## Start

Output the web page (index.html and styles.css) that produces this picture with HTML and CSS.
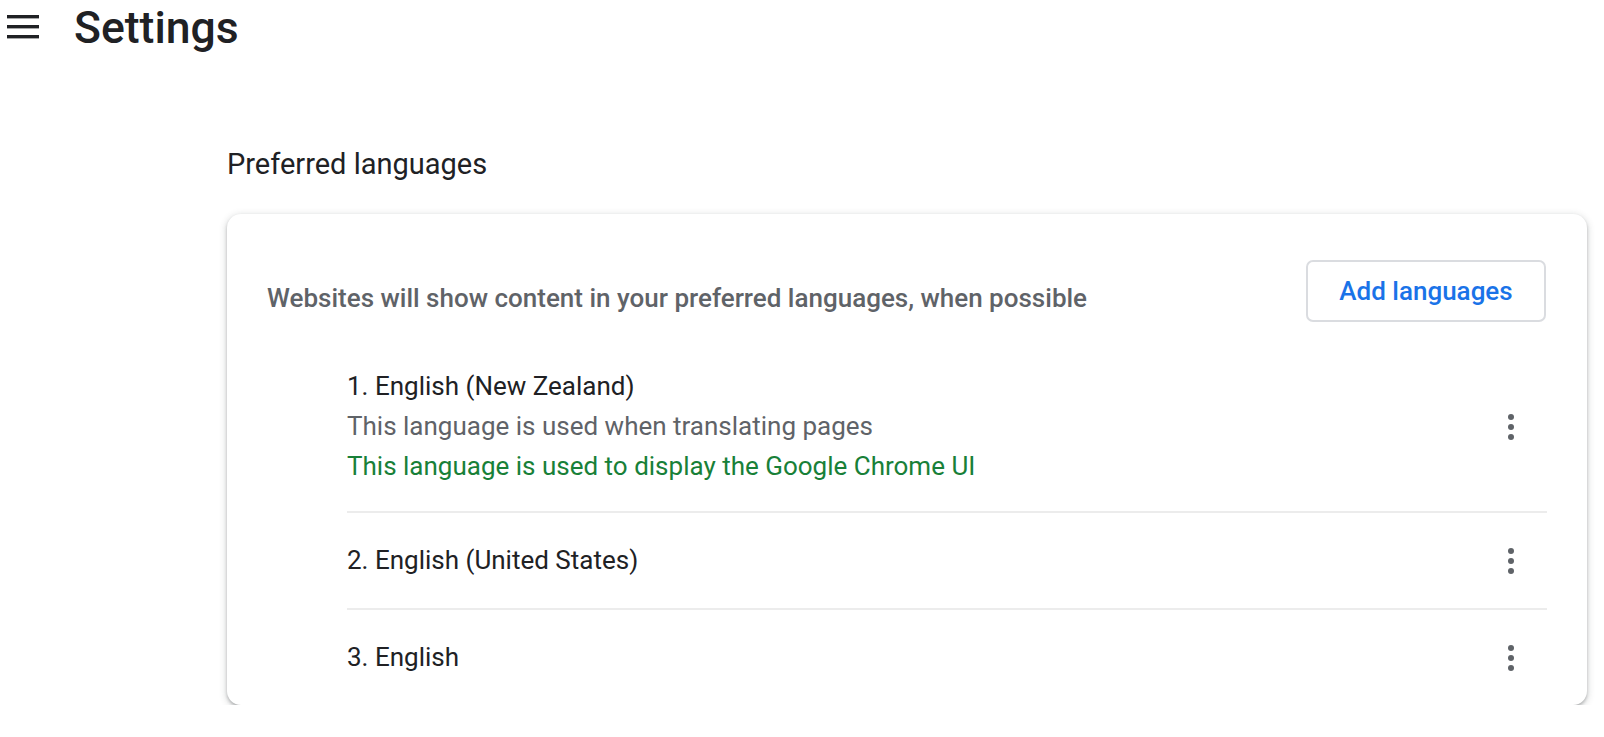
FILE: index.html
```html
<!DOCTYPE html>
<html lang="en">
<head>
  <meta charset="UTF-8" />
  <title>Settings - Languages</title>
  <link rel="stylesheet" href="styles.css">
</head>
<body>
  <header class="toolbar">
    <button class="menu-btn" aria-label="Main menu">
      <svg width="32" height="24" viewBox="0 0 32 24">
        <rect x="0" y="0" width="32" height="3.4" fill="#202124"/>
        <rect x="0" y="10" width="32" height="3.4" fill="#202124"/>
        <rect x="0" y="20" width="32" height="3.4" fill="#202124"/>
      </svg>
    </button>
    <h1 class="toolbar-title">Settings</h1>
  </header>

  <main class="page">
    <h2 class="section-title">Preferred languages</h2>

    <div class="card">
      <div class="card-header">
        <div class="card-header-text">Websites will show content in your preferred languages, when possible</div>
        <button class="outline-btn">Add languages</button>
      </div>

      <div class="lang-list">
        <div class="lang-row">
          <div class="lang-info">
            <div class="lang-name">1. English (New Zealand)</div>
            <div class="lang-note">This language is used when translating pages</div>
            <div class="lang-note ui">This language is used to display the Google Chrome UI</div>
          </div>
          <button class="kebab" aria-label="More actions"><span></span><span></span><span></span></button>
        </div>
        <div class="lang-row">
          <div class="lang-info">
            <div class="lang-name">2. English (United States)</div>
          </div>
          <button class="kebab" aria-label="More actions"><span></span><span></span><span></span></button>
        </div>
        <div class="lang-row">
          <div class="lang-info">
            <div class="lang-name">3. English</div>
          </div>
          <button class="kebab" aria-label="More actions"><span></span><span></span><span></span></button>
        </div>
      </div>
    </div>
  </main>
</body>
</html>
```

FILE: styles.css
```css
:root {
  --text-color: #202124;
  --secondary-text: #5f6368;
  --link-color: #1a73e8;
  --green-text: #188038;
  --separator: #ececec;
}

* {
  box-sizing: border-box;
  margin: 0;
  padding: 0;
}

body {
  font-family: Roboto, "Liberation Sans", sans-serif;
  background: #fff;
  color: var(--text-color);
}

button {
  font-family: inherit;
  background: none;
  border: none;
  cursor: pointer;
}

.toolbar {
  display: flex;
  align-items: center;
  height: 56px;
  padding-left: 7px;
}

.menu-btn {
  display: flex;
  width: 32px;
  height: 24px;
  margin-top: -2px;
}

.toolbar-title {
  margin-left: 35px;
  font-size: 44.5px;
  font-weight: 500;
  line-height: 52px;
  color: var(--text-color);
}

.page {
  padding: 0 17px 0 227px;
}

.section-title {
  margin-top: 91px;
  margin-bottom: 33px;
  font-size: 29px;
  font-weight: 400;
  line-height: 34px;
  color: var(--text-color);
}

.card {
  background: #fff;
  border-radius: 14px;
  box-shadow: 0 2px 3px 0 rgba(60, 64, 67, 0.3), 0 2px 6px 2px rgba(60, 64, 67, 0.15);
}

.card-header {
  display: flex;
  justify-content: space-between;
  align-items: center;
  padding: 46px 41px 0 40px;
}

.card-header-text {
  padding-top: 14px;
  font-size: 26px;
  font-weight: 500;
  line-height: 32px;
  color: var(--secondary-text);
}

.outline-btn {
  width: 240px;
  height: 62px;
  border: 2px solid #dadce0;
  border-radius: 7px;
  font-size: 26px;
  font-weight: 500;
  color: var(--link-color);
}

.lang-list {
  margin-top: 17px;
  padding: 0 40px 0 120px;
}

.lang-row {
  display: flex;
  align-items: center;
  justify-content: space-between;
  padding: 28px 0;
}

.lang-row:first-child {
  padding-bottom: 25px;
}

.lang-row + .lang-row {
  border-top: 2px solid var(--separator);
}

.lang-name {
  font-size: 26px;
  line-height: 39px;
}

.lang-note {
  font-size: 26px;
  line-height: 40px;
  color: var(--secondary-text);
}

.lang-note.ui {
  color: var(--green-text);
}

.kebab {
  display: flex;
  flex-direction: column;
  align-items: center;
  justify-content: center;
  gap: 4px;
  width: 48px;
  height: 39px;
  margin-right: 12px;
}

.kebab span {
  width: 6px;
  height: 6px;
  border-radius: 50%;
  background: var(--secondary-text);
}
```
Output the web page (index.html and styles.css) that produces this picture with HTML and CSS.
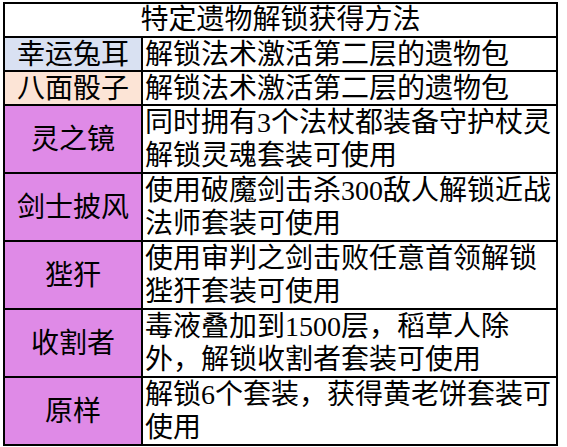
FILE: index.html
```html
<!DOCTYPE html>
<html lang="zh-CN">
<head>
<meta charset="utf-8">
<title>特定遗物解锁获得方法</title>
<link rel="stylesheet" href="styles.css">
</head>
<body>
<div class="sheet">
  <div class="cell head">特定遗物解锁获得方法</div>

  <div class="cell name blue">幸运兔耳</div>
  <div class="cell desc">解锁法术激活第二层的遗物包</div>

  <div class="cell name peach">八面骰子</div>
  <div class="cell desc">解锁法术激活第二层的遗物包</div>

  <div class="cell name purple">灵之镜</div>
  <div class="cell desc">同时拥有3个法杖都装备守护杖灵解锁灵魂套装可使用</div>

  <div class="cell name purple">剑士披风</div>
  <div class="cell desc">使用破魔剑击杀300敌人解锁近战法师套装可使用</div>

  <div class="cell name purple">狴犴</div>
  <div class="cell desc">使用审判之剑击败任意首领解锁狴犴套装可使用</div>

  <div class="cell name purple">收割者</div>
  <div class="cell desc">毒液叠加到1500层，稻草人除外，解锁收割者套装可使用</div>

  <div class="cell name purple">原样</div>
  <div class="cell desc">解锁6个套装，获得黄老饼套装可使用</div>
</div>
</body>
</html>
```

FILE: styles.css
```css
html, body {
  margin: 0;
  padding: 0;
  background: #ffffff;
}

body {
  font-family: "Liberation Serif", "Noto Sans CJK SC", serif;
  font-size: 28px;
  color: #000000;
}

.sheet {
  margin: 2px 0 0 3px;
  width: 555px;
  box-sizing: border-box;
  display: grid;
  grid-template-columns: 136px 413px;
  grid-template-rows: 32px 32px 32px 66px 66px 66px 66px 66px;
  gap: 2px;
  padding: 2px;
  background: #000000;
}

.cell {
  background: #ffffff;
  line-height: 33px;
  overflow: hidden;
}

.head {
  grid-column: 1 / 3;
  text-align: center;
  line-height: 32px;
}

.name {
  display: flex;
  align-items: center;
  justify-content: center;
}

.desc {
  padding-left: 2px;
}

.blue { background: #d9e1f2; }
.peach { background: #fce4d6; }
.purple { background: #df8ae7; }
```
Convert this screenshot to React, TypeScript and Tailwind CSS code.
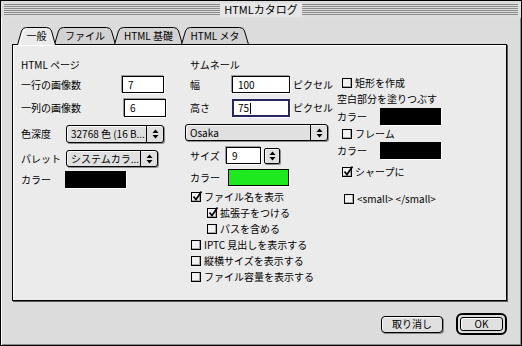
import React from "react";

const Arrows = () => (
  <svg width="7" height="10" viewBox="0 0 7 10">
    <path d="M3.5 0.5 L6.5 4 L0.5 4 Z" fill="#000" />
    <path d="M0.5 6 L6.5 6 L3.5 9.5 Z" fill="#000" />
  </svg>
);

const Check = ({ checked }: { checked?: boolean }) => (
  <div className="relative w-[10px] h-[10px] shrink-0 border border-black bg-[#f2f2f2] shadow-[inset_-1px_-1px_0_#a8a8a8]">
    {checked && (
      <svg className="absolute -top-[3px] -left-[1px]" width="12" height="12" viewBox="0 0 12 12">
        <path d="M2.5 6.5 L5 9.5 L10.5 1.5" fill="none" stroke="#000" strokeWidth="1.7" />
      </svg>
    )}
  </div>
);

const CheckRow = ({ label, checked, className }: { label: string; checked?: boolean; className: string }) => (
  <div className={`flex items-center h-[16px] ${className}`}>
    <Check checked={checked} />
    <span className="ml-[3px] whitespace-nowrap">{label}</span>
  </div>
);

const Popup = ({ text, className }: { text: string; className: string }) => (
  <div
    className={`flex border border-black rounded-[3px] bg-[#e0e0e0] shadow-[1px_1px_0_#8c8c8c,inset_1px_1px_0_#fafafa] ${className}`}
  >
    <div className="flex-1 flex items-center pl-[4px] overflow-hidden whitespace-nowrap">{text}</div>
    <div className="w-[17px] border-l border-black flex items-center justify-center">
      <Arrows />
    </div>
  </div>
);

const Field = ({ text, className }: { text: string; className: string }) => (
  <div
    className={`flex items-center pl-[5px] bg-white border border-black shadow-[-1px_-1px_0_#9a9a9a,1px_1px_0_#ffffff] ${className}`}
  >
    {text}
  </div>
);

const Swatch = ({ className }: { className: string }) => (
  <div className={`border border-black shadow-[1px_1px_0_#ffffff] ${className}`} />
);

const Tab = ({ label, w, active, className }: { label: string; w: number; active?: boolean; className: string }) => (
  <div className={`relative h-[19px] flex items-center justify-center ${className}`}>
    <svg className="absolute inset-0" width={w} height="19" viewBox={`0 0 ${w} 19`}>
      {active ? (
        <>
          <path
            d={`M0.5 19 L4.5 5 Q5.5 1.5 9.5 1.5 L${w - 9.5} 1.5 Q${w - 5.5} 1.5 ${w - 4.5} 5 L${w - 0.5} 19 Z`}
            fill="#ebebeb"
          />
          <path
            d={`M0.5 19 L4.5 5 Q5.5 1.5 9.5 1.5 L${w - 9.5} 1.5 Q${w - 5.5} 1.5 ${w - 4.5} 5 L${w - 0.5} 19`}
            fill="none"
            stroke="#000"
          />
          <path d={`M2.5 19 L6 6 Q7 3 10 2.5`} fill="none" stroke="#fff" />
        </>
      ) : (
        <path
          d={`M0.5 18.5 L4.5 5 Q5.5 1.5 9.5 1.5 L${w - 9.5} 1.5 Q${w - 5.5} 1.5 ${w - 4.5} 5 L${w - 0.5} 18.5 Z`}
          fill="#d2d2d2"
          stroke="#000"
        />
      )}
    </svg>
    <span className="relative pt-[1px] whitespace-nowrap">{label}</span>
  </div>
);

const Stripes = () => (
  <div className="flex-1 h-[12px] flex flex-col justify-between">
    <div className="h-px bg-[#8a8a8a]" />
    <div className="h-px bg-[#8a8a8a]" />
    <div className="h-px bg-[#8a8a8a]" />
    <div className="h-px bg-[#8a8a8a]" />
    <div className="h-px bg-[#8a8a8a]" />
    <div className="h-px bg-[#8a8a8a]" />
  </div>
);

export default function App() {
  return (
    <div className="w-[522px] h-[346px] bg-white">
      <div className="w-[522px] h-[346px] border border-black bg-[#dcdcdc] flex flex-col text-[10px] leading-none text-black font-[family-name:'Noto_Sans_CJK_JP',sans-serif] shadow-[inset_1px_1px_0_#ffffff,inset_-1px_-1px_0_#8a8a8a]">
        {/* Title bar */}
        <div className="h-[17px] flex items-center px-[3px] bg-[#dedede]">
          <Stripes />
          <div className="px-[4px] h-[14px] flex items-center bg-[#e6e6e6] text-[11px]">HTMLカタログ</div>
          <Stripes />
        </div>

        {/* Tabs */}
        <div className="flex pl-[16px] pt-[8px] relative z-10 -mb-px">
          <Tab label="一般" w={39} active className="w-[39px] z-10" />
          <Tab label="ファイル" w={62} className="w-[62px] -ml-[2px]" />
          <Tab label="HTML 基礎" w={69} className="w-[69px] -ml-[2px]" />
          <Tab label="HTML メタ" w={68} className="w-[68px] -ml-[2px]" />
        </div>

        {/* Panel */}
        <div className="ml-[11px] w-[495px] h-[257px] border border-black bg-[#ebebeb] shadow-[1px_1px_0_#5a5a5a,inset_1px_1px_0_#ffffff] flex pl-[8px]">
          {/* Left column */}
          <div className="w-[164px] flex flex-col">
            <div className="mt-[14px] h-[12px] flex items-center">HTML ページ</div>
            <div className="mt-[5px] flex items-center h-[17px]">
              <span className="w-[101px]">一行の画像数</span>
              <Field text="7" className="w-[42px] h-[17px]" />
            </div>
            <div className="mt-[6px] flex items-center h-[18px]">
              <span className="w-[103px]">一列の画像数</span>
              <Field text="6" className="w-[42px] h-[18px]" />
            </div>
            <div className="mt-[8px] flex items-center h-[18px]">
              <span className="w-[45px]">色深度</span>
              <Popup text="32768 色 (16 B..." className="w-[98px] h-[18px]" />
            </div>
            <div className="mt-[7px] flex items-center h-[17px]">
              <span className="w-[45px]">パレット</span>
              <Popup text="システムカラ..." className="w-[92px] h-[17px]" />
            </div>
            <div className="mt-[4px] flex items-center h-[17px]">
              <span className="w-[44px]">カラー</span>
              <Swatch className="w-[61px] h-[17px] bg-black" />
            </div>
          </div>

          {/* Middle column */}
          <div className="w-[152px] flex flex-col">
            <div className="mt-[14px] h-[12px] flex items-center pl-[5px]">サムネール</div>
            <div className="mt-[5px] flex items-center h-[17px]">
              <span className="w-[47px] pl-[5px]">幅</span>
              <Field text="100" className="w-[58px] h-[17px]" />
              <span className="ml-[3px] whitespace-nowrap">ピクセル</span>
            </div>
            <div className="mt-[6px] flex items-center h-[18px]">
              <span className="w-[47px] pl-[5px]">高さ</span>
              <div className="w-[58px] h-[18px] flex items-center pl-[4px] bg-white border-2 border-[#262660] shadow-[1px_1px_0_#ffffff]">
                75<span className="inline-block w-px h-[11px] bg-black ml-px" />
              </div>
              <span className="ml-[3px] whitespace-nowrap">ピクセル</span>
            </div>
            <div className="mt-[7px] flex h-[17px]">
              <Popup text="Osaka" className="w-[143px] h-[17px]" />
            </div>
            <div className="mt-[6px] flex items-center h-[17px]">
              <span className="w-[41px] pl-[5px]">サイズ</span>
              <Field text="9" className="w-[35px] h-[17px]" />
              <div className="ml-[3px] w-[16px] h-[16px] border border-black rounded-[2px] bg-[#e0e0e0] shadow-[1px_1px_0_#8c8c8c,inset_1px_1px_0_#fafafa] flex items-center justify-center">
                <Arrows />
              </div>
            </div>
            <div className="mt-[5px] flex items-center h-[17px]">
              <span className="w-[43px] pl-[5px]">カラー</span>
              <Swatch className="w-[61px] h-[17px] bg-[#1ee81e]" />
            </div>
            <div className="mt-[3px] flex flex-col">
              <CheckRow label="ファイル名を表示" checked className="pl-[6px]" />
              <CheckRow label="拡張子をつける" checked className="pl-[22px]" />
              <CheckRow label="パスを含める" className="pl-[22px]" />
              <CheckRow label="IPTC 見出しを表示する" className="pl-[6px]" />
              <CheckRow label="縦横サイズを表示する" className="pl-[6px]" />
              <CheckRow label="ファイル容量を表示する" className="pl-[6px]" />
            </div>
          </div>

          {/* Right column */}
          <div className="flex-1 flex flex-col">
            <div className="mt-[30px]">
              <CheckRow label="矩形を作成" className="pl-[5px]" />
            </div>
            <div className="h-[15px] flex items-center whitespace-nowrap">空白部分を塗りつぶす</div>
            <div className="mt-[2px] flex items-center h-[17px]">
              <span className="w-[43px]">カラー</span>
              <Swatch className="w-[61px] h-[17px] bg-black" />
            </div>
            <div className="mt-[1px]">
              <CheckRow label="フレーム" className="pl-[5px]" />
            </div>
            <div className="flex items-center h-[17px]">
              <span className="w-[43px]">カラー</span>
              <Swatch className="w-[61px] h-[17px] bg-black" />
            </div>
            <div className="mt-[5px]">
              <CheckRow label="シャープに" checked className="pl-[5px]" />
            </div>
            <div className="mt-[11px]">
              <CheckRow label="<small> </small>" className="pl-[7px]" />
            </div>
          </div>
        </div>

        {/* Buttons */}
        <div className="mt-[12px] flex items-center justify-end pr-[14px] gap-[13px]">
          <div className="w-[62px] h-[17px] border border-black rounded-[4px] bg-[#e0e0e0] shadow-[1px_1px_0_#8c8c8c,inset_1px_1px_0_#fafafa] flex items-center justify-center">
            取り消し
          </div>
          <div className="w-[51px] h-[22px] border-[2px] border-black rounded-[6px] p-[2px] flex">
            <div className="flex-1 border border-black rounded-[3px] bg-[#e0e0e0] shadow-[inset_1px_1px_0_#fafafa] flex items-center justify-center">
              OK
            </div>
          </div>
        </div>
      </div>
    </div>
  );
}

## End

YOUR OBJECTIVE:
Find all lines holding the string "React" and copy them.

EXERCISE RESULT:
Convert this screenshot to React, TypeScript and Tailwind CSS code.
import React from "react";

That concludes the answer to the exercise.